PRIVERNO, lo spettacolo teatrale “Gli ultimi di carnevale” overo Per Santità Finta in Sommo Grado
Roma. Carnevale del 1743. I “grandi freddi” (la peste) stanno seminando vittime fra la popolazione romana. Ma tutto sembra procedere normalmente: la festa al Corso, gli spettacoli teatrali, la corda data ai rei. Fra le vittime, un Eminente Cardinale. Due donne, originarie dello stesso paese del defunto, strane figurine dall’identità incerta – sospese tra l’essere donne del popolo, povere maschere, attrici ambulanti o colte girovaghe notturne – si aggirano in uno spazio occupato solo da vecchie casse di legno, con le quali disegnano i luoghi dei loro racconti. Sanno che non potranno né recitare, né andar di notte dopo l’Angelus. Ma l’intenzione delle due è ben diversa: proprio davanti S. Maria sopra Minerva, sede dell’Inquisizione, mettono in scena l’istruttoria vera fatta ad una donna anni prima. La fame, il freddo, i ricordi, le passioni, daranno origine ai racconti e alle visioni dei molti personaggi, attraverso i quali, in un’intricata successione dei fatti, le due girovaghe porteranno in luce l’ingiustizia di un’altra condanna dell’Inquisizione, data ad un’altra donna del loro paese. I ruoli sono affidati solo alle due attrici, che, utilizzando diversi registri recitativi, nonché varie lingue – dal latino all’italiano antico, al dialetto e anche con il canto – impersoneranno tutte le figure, attraverso la continua affabulazione e gioco – tragicomico –tra santità e finzione (del teatro, della visione e dei fatti realmente accaduti).

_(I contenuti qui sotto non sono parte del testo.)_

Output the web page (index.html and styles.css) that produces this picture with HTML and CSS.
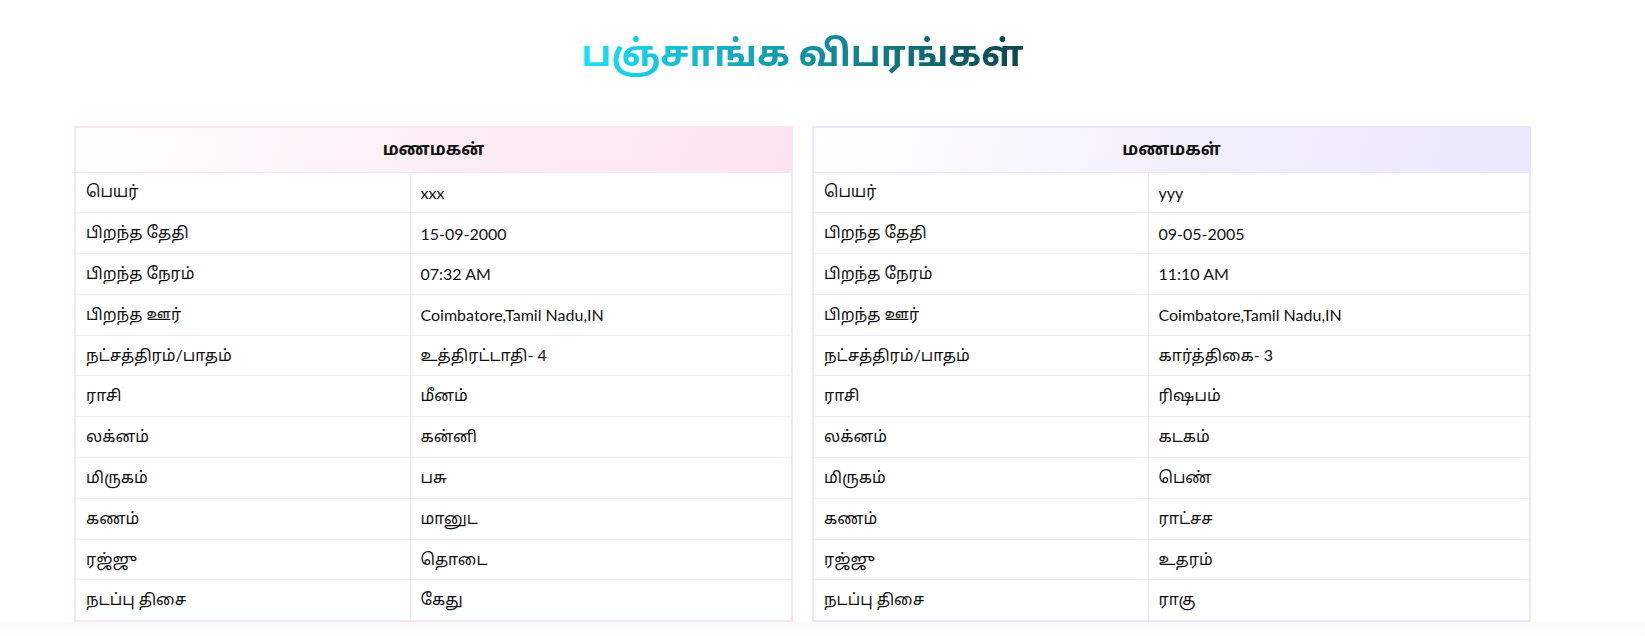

Il testo rappresenta il lavoro finale della lunga ricerca, trascrizione, studio di antichi documenti attestanti il processo per santità finta in sommo grado nei confronti di Maria Valenza Marchionne, di Sezze, monaca clarissa, che abiurò a Santa Maria sopra Minerva di Roma il 12 Settembre 1703, all’età di 73 anni. Morì in carcere nel 1707. La condannata era sorella del futuro Santo Carlo da Sezze (paragonato, per la sua esperienza mistica, a S. Teresa d’Avila e a Giovanni della Croce), il cui contemporaneo processo di santificazione, venne inficiato (e rimandato di oltre 250 anni) da questa condanna. Molti personaggi ruotano intorno a questo fatto: donne a lei contemporanee, le cui caratteristiche di costruzione della santità sono identiche a Valenza, ma soggette all’obbedienza dei loro confessori; altri uomini potenti, tra cui Papi e Cardinali, che ebbero un ruolo decisivo nella vicenda. Le autrici intendono lanciare il dubbio che la condanna della sorella sia stata costruita ad arte per inficiare quella di beatificazione del fratello, in un periodo in cui l’ascendente potere dei Gesuiti era in forte contrasto con quello dei Francescani, anche nella gestione socio-economica dei territori da loro occupati. Oltre questi aspetti politici, alle autrici interessa la dimensione umana dei personaggi, cercando di restituire loro spessore drammatico e poetico, in una sorta di pietà laica, dove il motivo fondante è la convinzione che le donne, ancora oggi, faticano molto ad affermarsi con “spirito proprio”, specialmente nelle arti e che il teatro stesso è costretto ad andar di notte.
La trasposizione scenica del lavoro di ricerca ha dato vita allo spettacolo.